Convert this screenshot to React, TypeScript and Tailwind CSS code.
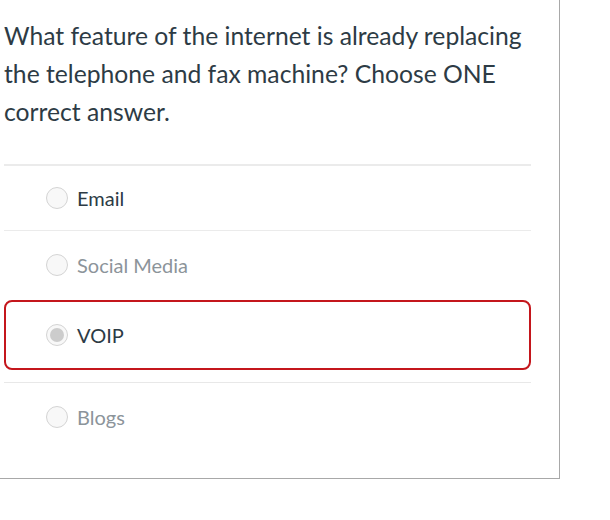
import React from "react";

const options = [
  { label: "Email", muted: false, selected: false, h: "h-[65px]" },
  { label: "Social Media", muted: true, selected: false, h: "h-[68px]" },
  { label: "VOIP", muted: false, selected: true, h: "" },
  { label: "Blogs", muted: true, selected: false, h: "h-[68px]" },
];

function Radio({ checked }: { checked: boolean }) {
  return (
    <span className="flex h-[22px] w-[22px] shrink-0 items-center justify-center rounded-full border border-[#d4d4d4] bg-[#f8f8f8]">
      {checked && <span className="h-[14px] w-[14px] rounded-full bg-[#cccccc]" />}
    </span>
  );
}

export default function App() {
  return (
    <div className="h-[520px] w-[610px] bg-white" style={{ fontFamily: "Lato, 'Noto Sans', sans-serif" }}>
      <div className="h-[479px] w-[560px] border-r border-b border-[#a8a8a8] pl-1 pr-[28px]">
        <h1 className="-mr-[14px] pt-[17px] pb-[33px] text-[24.7px] leading-[38px] font-normal text-[#2d3b45]">
          What feature of the internet is already replacing the telephone and fax machine? Choose ONE
          correct answer.
        </h1>
        <div className="border-t-2 border-[#ebebeb]">
          {options.map((o, i) =>
            o.selected ? (
              <div key={i} className="mt-[1px]">
                <div className="flex h-[70px] items-center gap-[9px] rounded-lg border-2 border-[#c4161c] pl-[40px]">
                  <Radio checked />
                  <span className="text-[20px] text-[#2d3b45]">{o.label}</span>
                </div>
                <div className="mt-[12px] border-t border-[#e8e8e8]" />
              </div>
            ) : (
              <div
                key={i}
                className={
                  "flex items-center gap-[9px] pl-[42px] " +
                  o.h +
                  (i === 0 ? " border-b border-[#ebebeb]" : "")
                }
              >
                <Radio checked={false} />
                <span className={"text-[20px] " + (o.muted ? "text-[#8c949a]" : "text-[#2d3b45]")}>
                  {o.label}
                </span>
              </div>
            )
          )}
        </div>
      </div>
    </div>
  );
}
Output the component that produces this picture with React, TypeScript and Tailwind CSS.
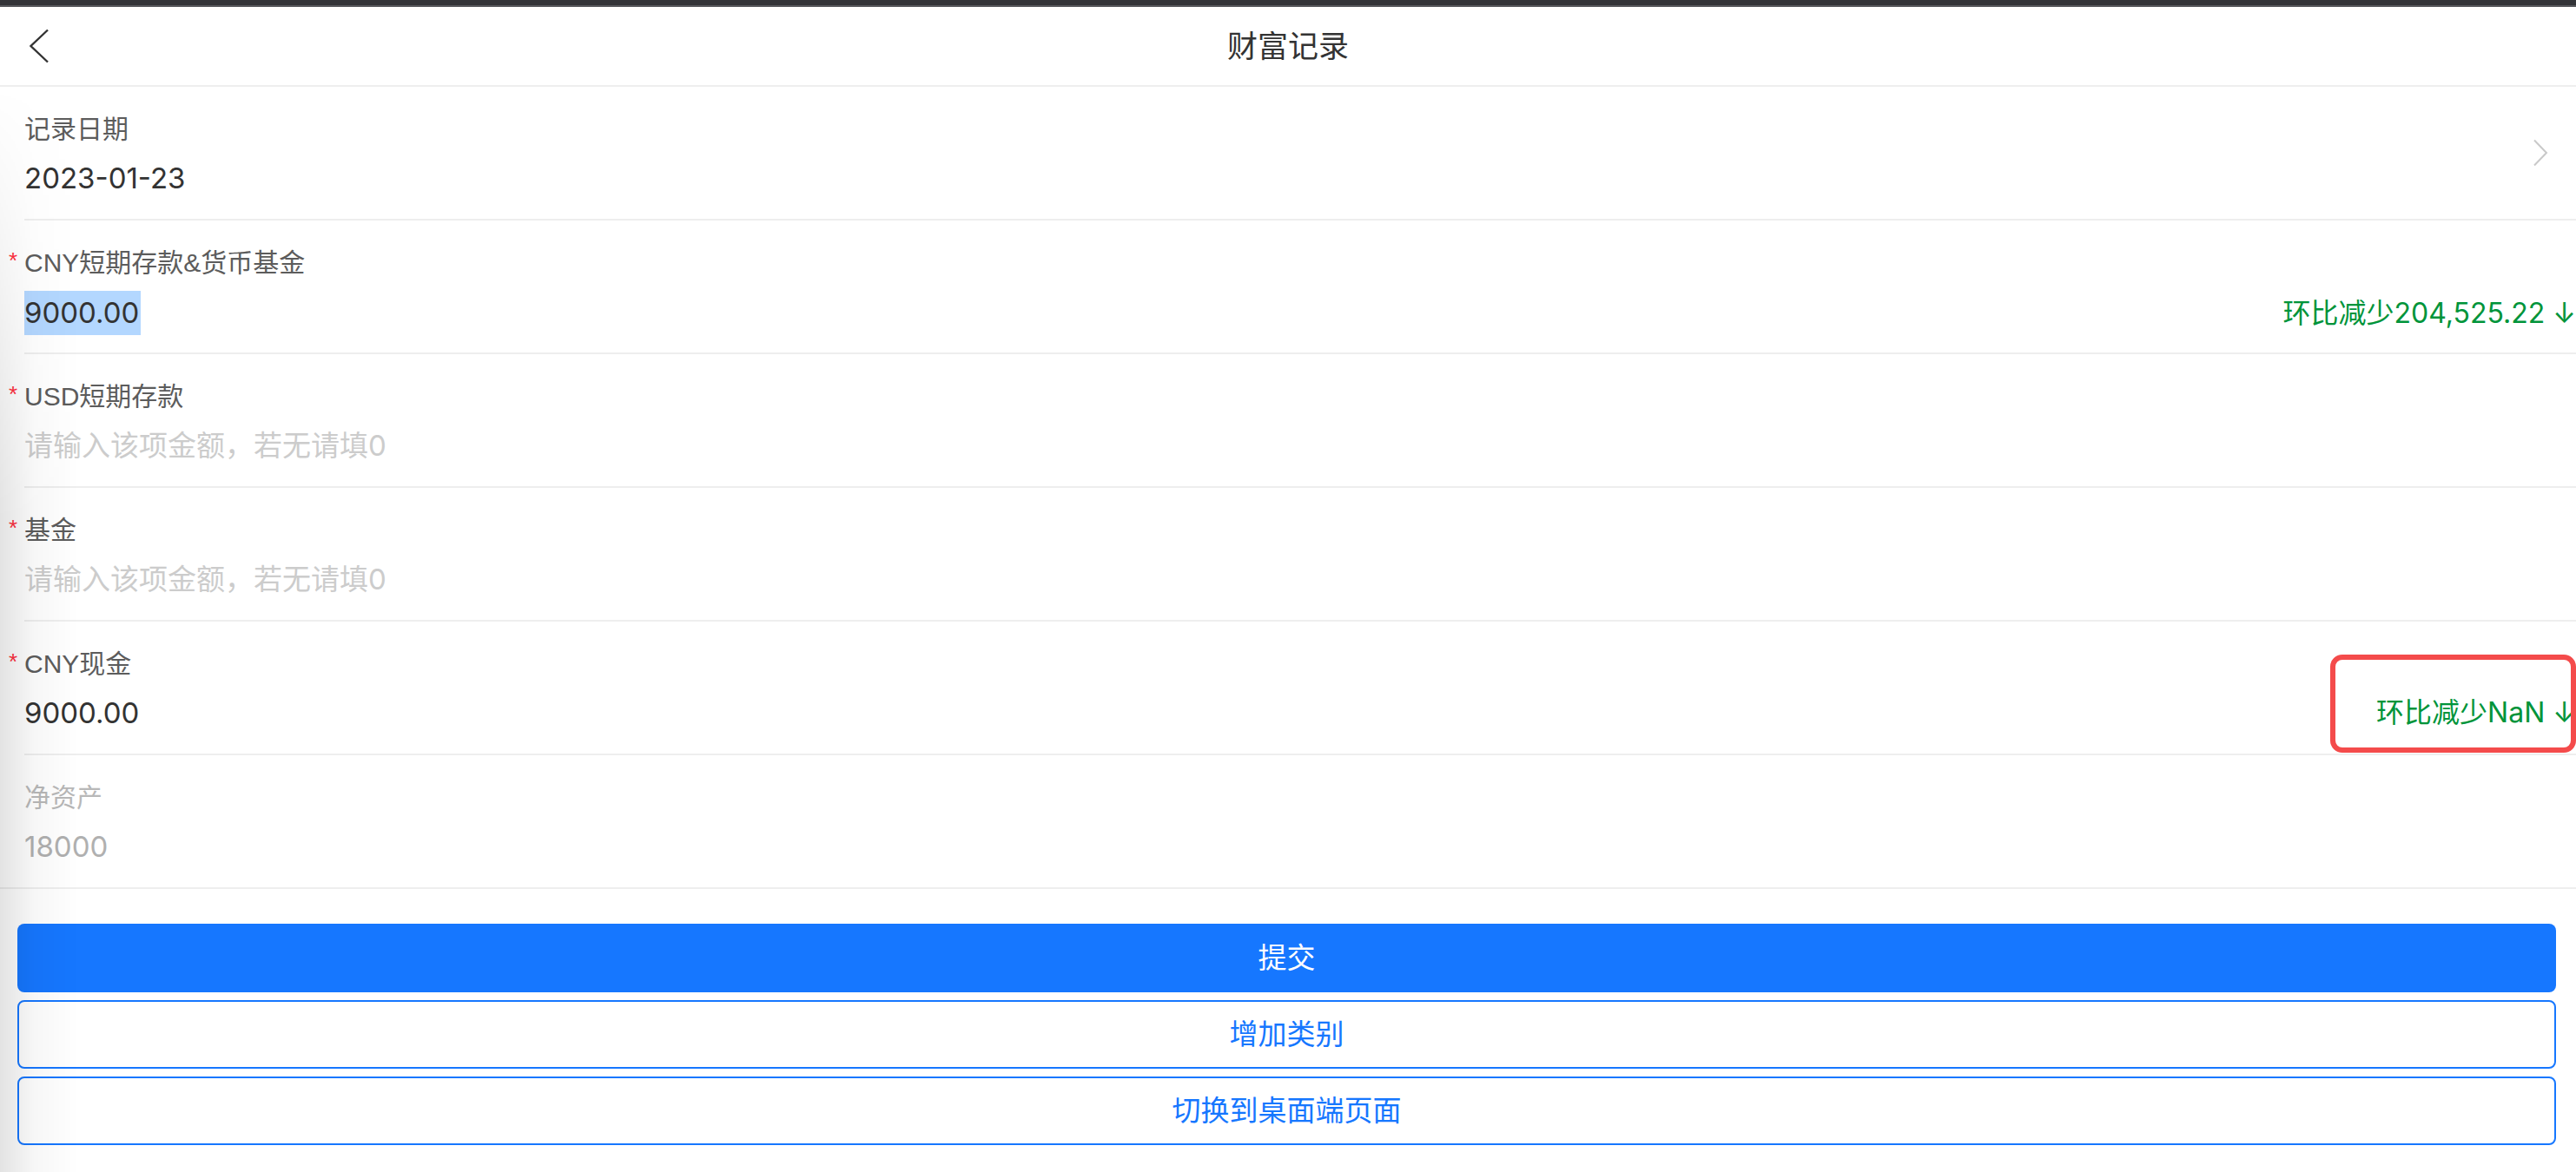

++++

*What is asked*
Repeat the data exactly, without the pictures.

*Complete response*
Convert this screenshot to React, TypeScript and Tailwind CSS code.
import React from "react";

const options = [
  { label: "Email", muted: false, selected: false, h: "h-[65px]" },
  { label: "Social Media", muted: true, selected: false, h: "h-[68px]" },
  { label: "VOIP", muted: false, selected: true, h: "" },
  { label: "Blogs", muted: true, selected: false, h: "h-[68px]" },
];

function Radio({ checked }: { checked: boolean }) {
  return (
    <span className="flex h-[22px] w-[22px] shrink-0 items-center justify-center rounded-full border border-[#d4d4d4] bg-[#f8f8f8]">
      {checked && <span className="h-[14px] w-[14px] rounded-full bg-[#cccccc]" />}
    </span>
  );
}

export default function App() {
  return (
    <div className="h-[520px] w-[610px] bg-white" style={{ fontFamily: "Lato, 'Noto Sans', sans-serif" }}>
      <div className="h-[479px] w-[560px] border-r border-b border-[#a8a8a8] pl-1 pr-[28px]">
        <h1 className="-mr-[14px] pt-[17px] pb-[33px] text-[24.7px] leading-[38px] font-normal text-[#2d3b45]">
          What feature of the internet is already replacing the telephone and fax machine? Choose ONE
          correct answer.
        </h1>
        <div className="border-t-2 border-[#ebebeb]">
          {options.map((o, i) =>
            o.selected ? (
              <div key={i} className="mt-[1px]">
                <div className="flex h-[70px] items-center gap-[9px] rounded-lg border-2 border-[#c4161c] pl-[40px]">
                  <Radio checked />
                  <span className="text-[20px] text-[#2d3b45]">{o.label}</span>
                </div>
                <div className="mt-[12px] border-t border-[#e8e8e8]" />
              </div>
            ) : (
              <div
                key={i}
                className={
                  "flex items-center gap-[9px] pl-[42px] " +
                  o.h +
                  (i === 0 ? " border-b border-[#ebebeb]" : "")
                }
              >
                <Radio checked={false} />
                <span className={"text-[20px] " + (o.muted ? "text-[#8c949a]" : "text-[#2d3b45]")}>
                  {o.label}
                </span>
              </div>
            )
          )}
        </div>
      </div>
    </div>
  );
}
Output the component that produces this picture with React, TypeScript and Tailwind CSS.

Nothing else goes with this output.